Cela pose cependant des problèmes. Là où on formait en présentiel au déploiement d’une nouvelle version de Windows / Office tous les 2 ou 3 ans, il devient assez inimaginable de former à chaque amélioration de Microsoft Office 365. C’est tout simplement ingérable au vu du rythme des nouveautés (des dizaines de nouveautés par mois) !
En second lieu, les besoins des employés ” apprenants ” ont changé. Théorisé par Bersin, l’Apprenant Moderne n’a pas le temps de se former, et a surtout le souci d’être opérationnel, pas de devenir un expert des 20 applications qui figurent sur son poste de travail. Nous sommes bien loin du parcours de formation qui valide des acquis. Place à la pratique et à l’efficacité. Le premier réflexe d’un utilisateur est maintenant d’ouvrir son application et d’essayer de se débrouiller par lui-même. S’il est bloqué, il va demander à un ou une collègue, appeler le support ou essayer de consulter une aide en ligne. En aucun cas il ne s’inscrira à une formation, car ce qui est important est de réaliser la tâche qui lui est assignée.
Nous passons donc d’une approche plutôt proactive (former avant d’utiliser) à une approche plutôt réactive (utiliser puis former sur l’instant). La formation informatique se confond alors presqu’avec une forme de support à la demande, au moment où la personne en a besoin, c’est-à-dire en face de son écran, dans son application – donc en temps réel. Nous retrouvons ici une composante essentielle du digital (et sans doute de notre époque) : l’accélération du temps et le besoin d’immédiateté.

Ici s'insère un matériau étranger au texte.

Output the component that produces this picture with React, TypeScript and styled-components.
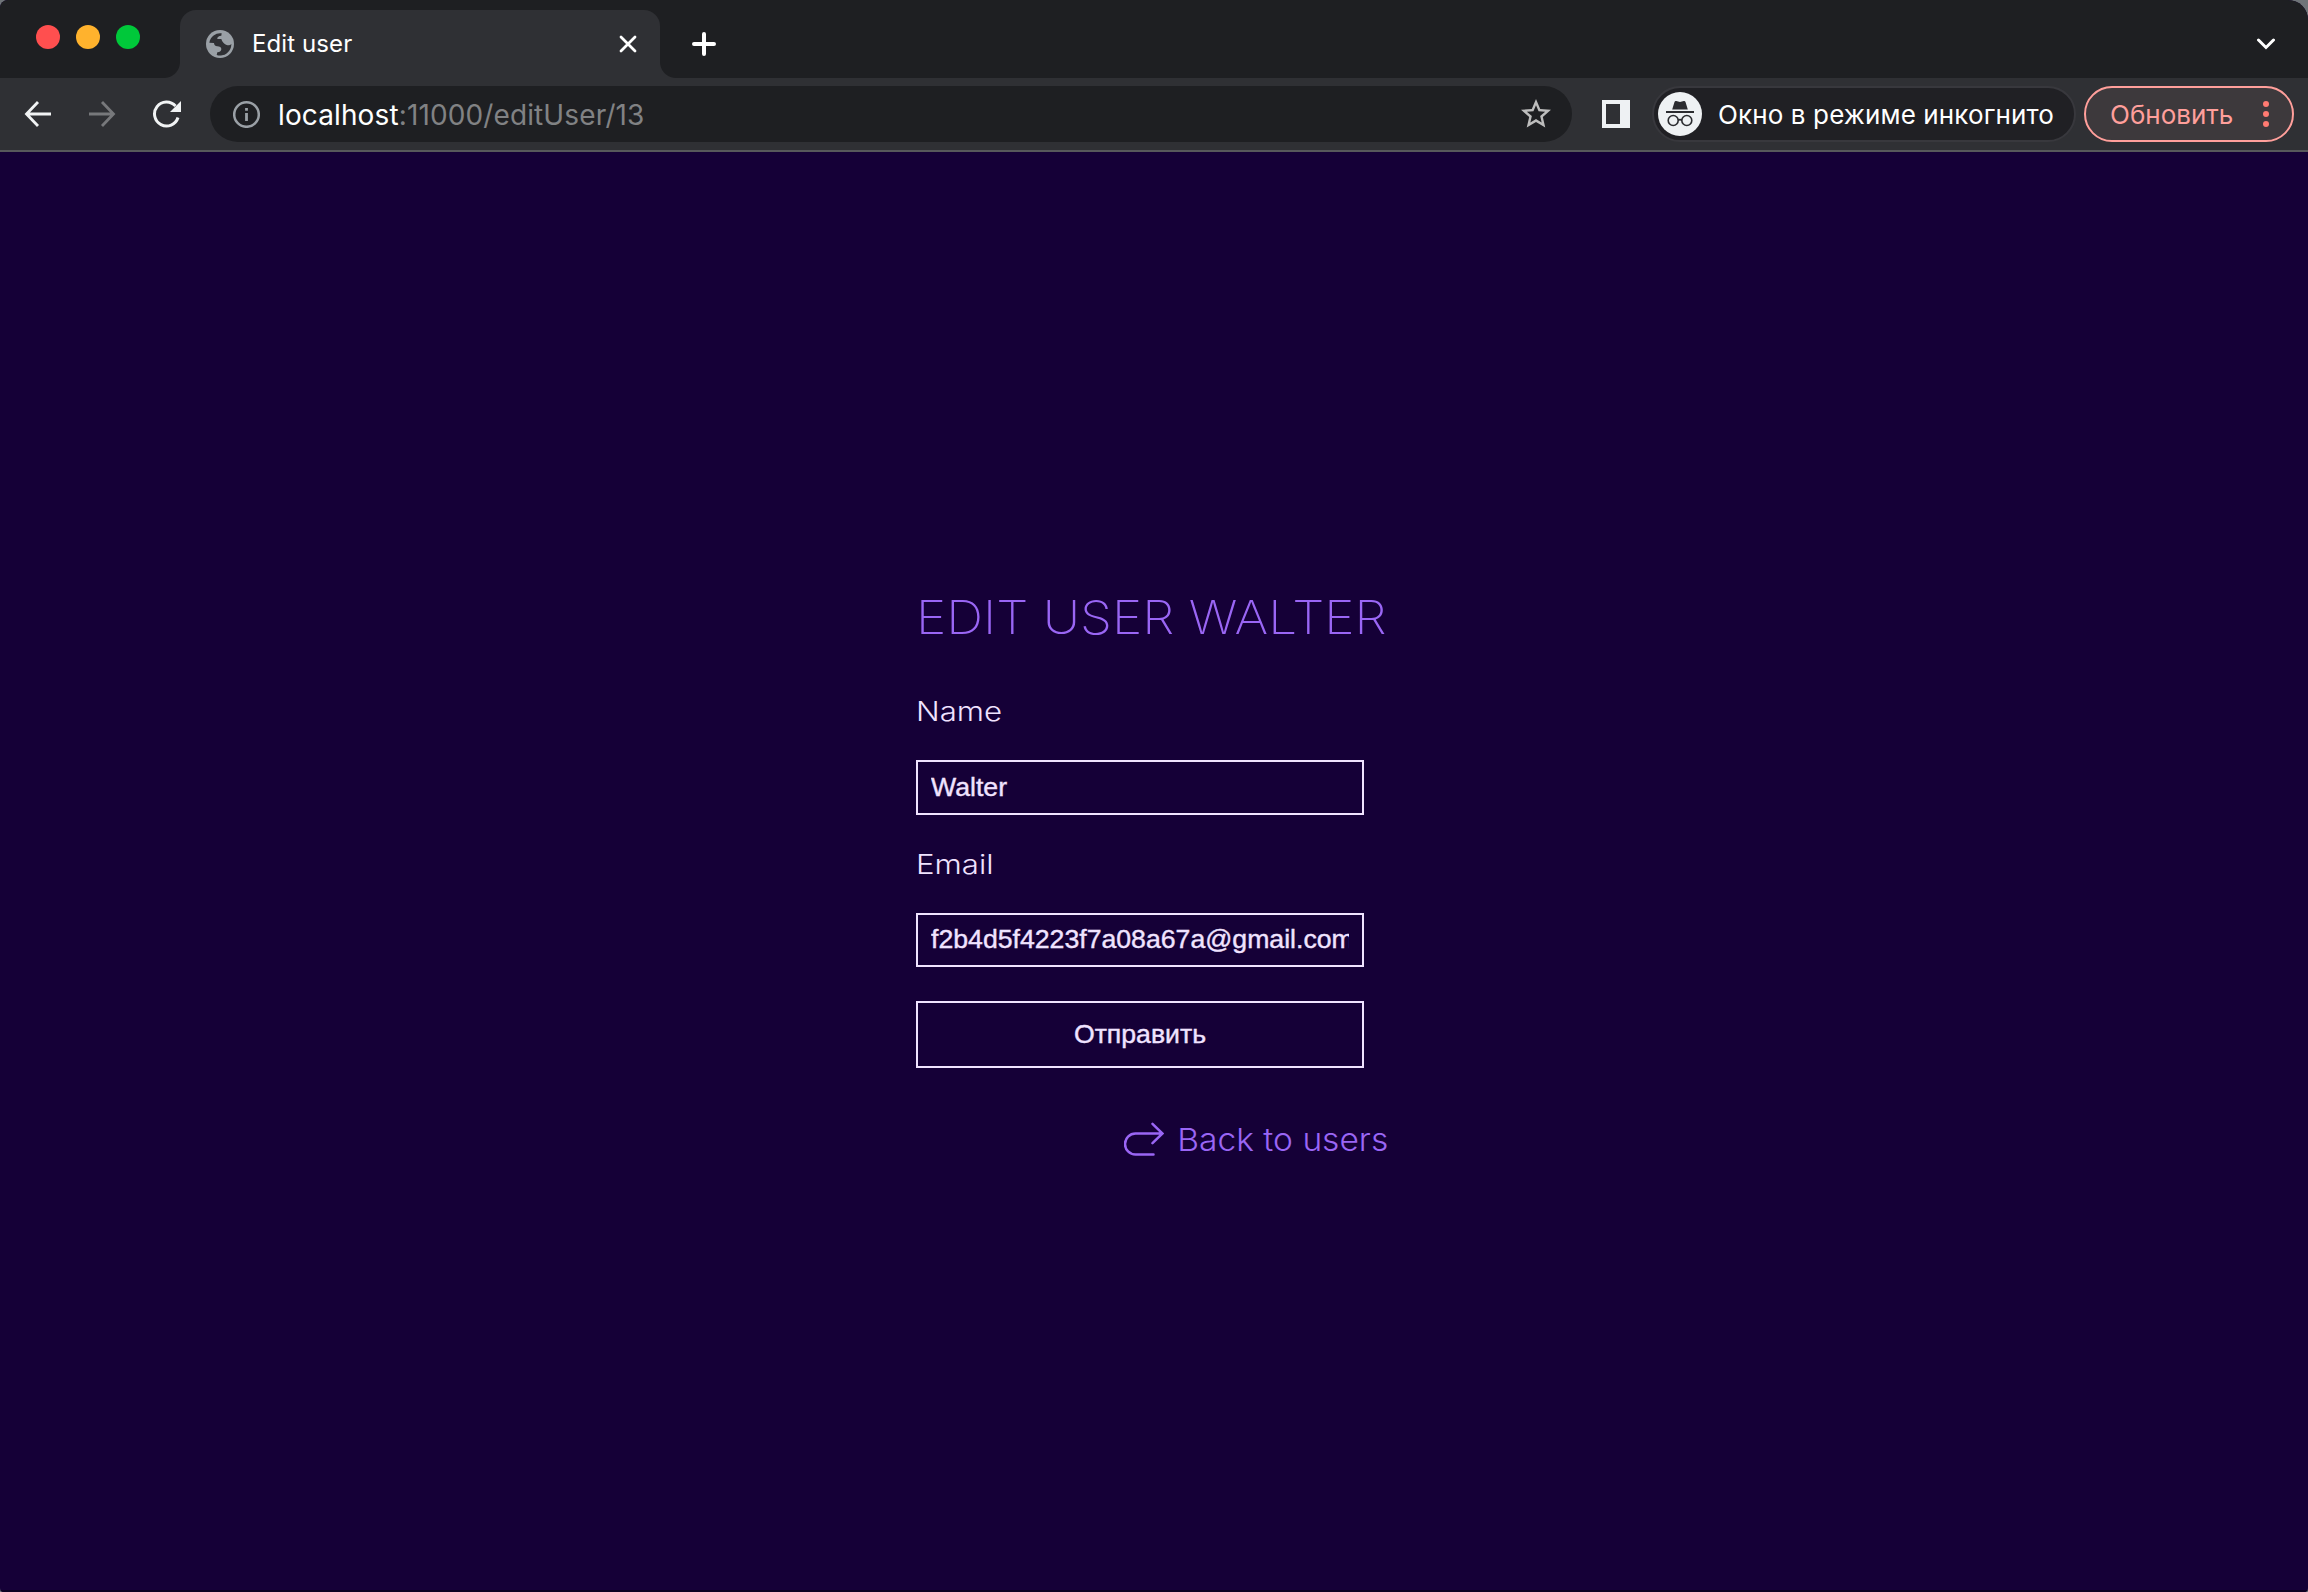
import React from "react";
import styled, { createGlobalStyle } from "styled-components";

const GlobalStyle = createGlobalStyle`
  * { box-sizing: border-box; }
  html { background: #6f7478; }
  body { margin: 0; overflow: hidden; }
  svg { display: block; flex: none; }
`;

const Window = styled.div`
  width: 2308px;
  height: 1592px;
  display: flex;
  flex-direction: column;
  border-radius: 8px 20px 4px 4px;
  overflow: hidden;
  background: #150037;
  font-family: Inter, "Liberation Sans", sans-serif;
`;

const TabStrip = styled.header`
  height: 78px;
  display: flex;
  align-items: flex-end;
  background: #1e1f22;
`;

const Lights = styled.div`
  width: 180px;
  height: 78px;
  padding: 25px 0 0 36px;
  display: flex;
  gap: 16px;
`;

const Light = styled.span<{ $color: string }>`
  width: 24px;
  height: 24px;
  border-radius: 50%;
  background: ${(p) => p.$color};
`;

const Tab = styled.div`
  position: relative;
  width: 480px;
  height: 68px;
  padding: 0 22px 0 26px;
  display: flex;
  align-items: center;
  border-radius: 16px 16px 0 0;
  background: #2f3034;
  color: #fff;
  &::before,
  &::after {
    content: "";
    position: absolute;
    bottom: 0;
    width: 16px;
    height: 16px;
  }
  &::before {
    left: -16px;
    background: radial-gradient(circle at 0 0, #1e1f22 15.5px, #2f3034 16.5px);
  }
  &::after {
    right: -16px;
    background: radial-gradient(circle at 100% 0, #1e1f22 15.5px, #2f3034 16.5px);
  }
`;

const TabTitle = styled.span`
  flex: 1;
  margin-left: 18px;
  font-size: 24px;
  line-height: 32px;
  letter-spacing: 0.1px;
`;

const NewTab = styled.div`
  height: 68px;
  margin-left: 32px;
  display: flex;
  align-items: center;
`;

const TabMenu = styled(NewTab)`
  margin: 0 32px 0 auto;
`;

const Toolbar = styled.nav`
  height: 74px;
  padding: 8px 14px 8px 24px;
  display: flex;
  align-items: center;
  background: #2f3034;
  border-bottom: 2px solid #57585b;
`;

const NavButtons = styled.div`
  width: 186px;
  display: flex;
  gap: 36px;
`;

const AddressBar = styled.div`
  width: 1362px;
  height: 56px;
  padding: 0 18px 0 22px;
  display: flex;
  align-items: center;
  border-radius: 28px;
  background: #1e1f22;
`;

const Url = styled.span`
  flex: 1;
  margin: 1px 0 0 18px;
  color: #818284;
  font-size: 28px;
  line-height: 36px;
  letter-spacing: 0.12px;
`;

const Host = styled.span`
  color: #fff;
`;

const PanelButton = styled.div`
  width: 80px;
  padding-left: 30px;
`;

const Incognito = styled.div`
  width: 424px;
  height: 56px;
  padding-left: 4px;
  display: flex;
  align-items: center;
  gap: 16px;
  border: 2px solid #38383d;
  border-radius: 28px;
  background: #202024;
  color: #fff;
  font-size: 26px;
  letter-spacing: 0.12px;
  white-space: nowrap;
`;

const Update = styled.div`
  width: 210px;
  height: 56px;
  margin-left: 8px;
  padding: 0 23px 0 24px;
  display: flex;
  align-items: center;
  justify-content: space-between;
  border: 2px solid #ff9f9b;
  border-radius: 28px;
  background: #3d393c;
  color: #ff9f9b;
  font-size: 26px;
`;

const Page = styled.main`
  flex: 1;
  display: flex;
  justify-content: center;
  padding-top: 435px;
  border-bottom: 2px solid #0d0022;
  font-family: Inter, "Open Sans", sans-serif;
  font-weight: 300;
`;

const Form = styled.form`
  width: 476px;
  display: flex;
  flex-direction: column;
  align-items: flex-start;
`;

const Title = styled.h1`
  height: 60px;
  margin: 0 0 48px;
  color: #9a66f5;
  font-size: 46.5px;
  font-weight: 250;
  line-height: 60px;
  white-space: nowrap;
  transform: scaleX(1.104);
  transform-origin: left;
`;

const Label = styled.label`
  height: 34px;
  margin-bottom: 31px;
  color: #f0e3ff;
  font-size: 27px;
  font-weight: 320;
  line-height: 34px;
  transform: scaleX(1.155);
  transform-origin: left;
`;

const Input = styled.input<{ $height: number }>`
  width: 448px;
  height: ${(p) => p.$height}px;
  margin: 0 0 33px;
  padding: 0 13px;
  border: 2px solid #f0e3ff;
  border-radius: 0;
  outline: none;
  background: transparent;
  color: #f0e3ff;
  font: 400 26.667px "Liberation Sans", Arial, sans-serif;
  -webkit-text-stroke: 0.4px #f0e3ff;
`;

const EmailInput = styled(Input)`
  padding-bottom: 2px;
`;

const Submit = styled.button`
  width: 448px;
  height: 67px;
  margin: 1px 0 0;
  padding: 0 0 1px;
  border: 2px solid #f0e3ff;
  background: transparent;
  color: #f0e3ff;
  font: 400 26.667px "Liberation Sans", Arial, sans-serif;
  -webkit-text-stroke: 0.4px #f0e3ff;
`;

const BackLink = styled.a`
  height: 40px;
  margin: 52px 4px 0 auto;
  display: flex;
  align-items: center;
  gap: 26px;
  color: #9a66f5;
  font-size: 31.5px;
  line-height: 40px;
  white-space: nowrap;
  svg {
    margin-bottom: 2px;
  }
`;

const BackText = styled.span`
  transform: scaleX(1.064);
  transform-origin: right;
`;

const GlobeIcon = () => (
  <svg width="28" height="28" viewBox="0 0 84 84">
    <circle cx="42" cy="42" r="42" fill="#9aa0a6" />
    <path
      d="M10 38A33 33 0 0 1 47 10L46 17Q33 18 34 27L46 27Q50 40 60 44Q72 49 76 41A34 34 0 0 1 32 75L34 67Q46 66 46 57Q45 49 34 49Q24 48 24 39Z"
      fill="#2f3034"
    />
  </svg>
);

const CloseIcon = () => (
  <svg width="20" height="20" viewBox="0 0 20 20" stroke="#fff" strokeWidth="2.800" strokeLinecap="round">
    <path d="M3 3l14 14M17 3L3 17" />
  </svg>
);

const PlusIcon = () => (
  <svg width="24" height="24" viewBox="0 0 24 24" stroke="#fff" strokeWidth="4" strokeLinecap="round">
    <path d="M12 2v20M2 12h20" />
  </svg>
);

const ChevronIcon = () => (
  <svg width="20" height="12" viewBox="0 0 20 12" fill="none" stroke="#fff" strokeWidth="3" strokeLinecap="round">
    <path d="M2.500 2l7.500 7.500L17.500 2" />
  </svg>
);

const ArrowIcon = ({ color, flip }: { color: string; flip?: boolean }) => (
  <svg width="28" height="28" viewBox="0 0 28 28" fill="none" stroke={color} strokeWidth="2.800">
    <path
      d="M14 2L2.500 14L14 26M3 14h24"
      transform={flip ? "translate(28 0) scale(-1 1)" : undefined}
    />
  </svg>
);

const ReloadIcon = () => (
  <svg width="29" height="28" viewBox="-1 0 29 28" fill="none">
    <path d="M25 17.500A12 12 0 1 1 22.500 6" stroke="#f1f3f4" strokeWidth="3" />
    <path d="M28 1v11H17z" fill="#f1f3f4" />
  </svg>
);

const InfoIcon = () => (
  <svg width="28" height="28" viewBox="0 0 28 28" fill="none">
    <circle cx="14.500" cy="14.500" r="12.300" stroke="#9aa0a6" strokeWidth="2.500" />
    <path d="M13.100 8h2.800v2.800h-2.800zM13.100 13h2.800v8h-2.800z" fill="#9aa0a6" />
  </svg>
);

const StarIcon = () => (
  <svg width="36" height="36" viewBox="0 0 24 24" fill="#bdbdbd">
    <path d="M22 9.240l-7.190-.620L12 2 9.190 8.630 2 9.240l5.460 4.730L5.820 21 12 17.270 18.180 21l-1.630-7.030L22 9.240zM12 15.400l-3.760 2.270 1-4.280-3.320-2.880 4.380-.380L12 6.100l1.710 4.040 4.380.380-3.320 2.880 1 4.280L12 15.400z" />
  </svg>
);

const SidePanelIcon = () => (
  <svg width="28" height="28" viewBox="0 0 28 28">
    <path d="M0 0h28v28H0zM4 4v20h14V4z" fill="#eef1f3" fillRule="evenodd" />
  </svg>
);

const IncognitoIcon = () => (
  <svg width="44" height="44" viewBox="0 0 44 44" fill="none">
    <circle cx="22" cy="22" r="22" fill="#eef1f3" />
    <path d="M14.200 17.500l2.300-7.500q.5-1.200 1.700-.9l3.800.8 3.800-.8q1.200-.3 1.700.9l2.300 7.500z" fill="#2b2c30" />
    <path d="M8 20h28" stroke="#2b2c30" strokeWidth="2" />
    <circle cx="15.200" cy="28.500" r="5" stroke="#2b2c30" strokeWidth="1.600" />
    <circle cx="28.800" cy="28.500" r="5" stroke="#2b2c30" strokeWidth="1.600" />
    <path d="M20 28.200q2-1.200 4 0" stroke="#2b2c30" strokeWidth="1.600" />
  </svg>
);

const DotsIcon = () => (
  <svg width="6" height="26" viewBox="0 0 6 26" fill="#ff7b72">
    <circle cx="3" cy="3" r="3" />
    <circle cx="3" cy="13" r="3" />
    <circle cx="3" cy="23" r="3" />
  </svg>
);

const RedoIcon = () => (
  <svg width="40" height="34" viewBox="0 0 40 34" fill="none" stroke="#9a66f5" strokeWidth="2.500" strokeLinecap="round">
    <path d="M38 11.500H11.500a10.500 10.500 0 0 0 0 21H29.500M28.500 1.800l10 9.700-10 9.700" />
  </svg>
);

export default function App() {
  return (
    <Window>
      <GlobalStyle />
      <TabStrip>
        <Lights>
          <Light $color="#ff4f4f" />
          <Light $color="#ffb22d" />
          <Light $color="#00c83a" />
        </Lights>
        <Tab>
          <GlobeIcon />
          <TabTitle>Edit user</TabTitle>
          <CloseIcon />
        </Tab>
        <NewTab>
          <PlusIcon />
        </NewTab>
        <TabMenu>
          <ChevronIcon />
        </TabMenu>
      </TabStrip>
      <Toolbar>
        <NavButtons>
          <ArrowIcon color="#f1f3f4" />
          <ArrowIcon color="#77787b" flip />
          <ReloadIcon />
        </NavButtons>
        <AddressBar>
          <InfoIcon />
          <Url>
            <Host>localhost</Host>:11000/editUser/13
          </Url>
          <StarIcon />
        </AddressBar>
        <PanelButton>
          <SidePanelIcon />
        </PanelButton>
        <Incognito>
          <IncognitoIcon />
          Окно в режиме инкогнито
        </Incognito>
        <Update>
          Обновить
          <DotsIcon />
        </Update>
      </Toolbar>
      <Page>
        <Form onSubmit={(e) => e.preventDefault()}>
          <Title>EDIT USER WALTER</Title>
          <Label htmlFor="name">Name</Label>
          <Input id="name" $height={55} defaultValue="Walter" />
          <Label htmlFor="email">Email</Label>
          <EmailInput id="email" $height={54} defaultValue="f2b4d5f4223f7a08a67a@gmail.com" />
          <Submit type="submit">Отправить</Submit>
          <BackLink>
            <RedoIcon />
            <BackText>Back to users</BackText>
          </BackLink>
        </Form>
      </Page>
    </Window>
  );
}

Autre facteur amené par le digital : la personnalisation. Il s’agit ici de prendre en compte le profil de l’employé, son niveau de maturité digitale (est-ce un novice ou un expert ?) afin d’adapter la formation à l’utilisateur. Il est par exemple inutile d’expliquer à un ” digital native ” comment faire un ” post ” sur un réseau social. On peut par contre lui expliquer quelle nature d’information il doit y mettre.
Ces tendances fortes se matérialisent aujourd’hui par l’apparition d’assistants digitaux ou virtuels, de plus en plus nombreux, sous forme de chatbots ou de programmes automatisés, embarquant une intelligence plus ou moins artificielle. Leur job ? Rendre la vie plus facile en exécutant ou en apportant de l’assistance le plus rapidement possible, et de manière personnalisée. Dans ce cadre, la formation devient bien obsolète ou plus exactement elle se fond dans le fonctionnement de l’assistant ou de l’application. C’est d’ailleurs déjà le cas pour les applications mobiles d’entreprise, car avoir une formation pour ce type d’application, c’est avouer qu’elle n’est pas simple et utilisable.
La formation informatique / digitale doit donc se fondre elle-même dans ces nouveaux outils digitaux. Pour reprendre l’exemple des applications mobiles, peut-être faut-il s’inspirer des applications de jeux qui embarquent au sein même de leur fonctionnement des moyens de mettre à l’étrier l’utilisateur et de maintenir son intérêt (didacticiels embarqués, système de points et badges). Tout ceci au bon moment, quand il en a besoin.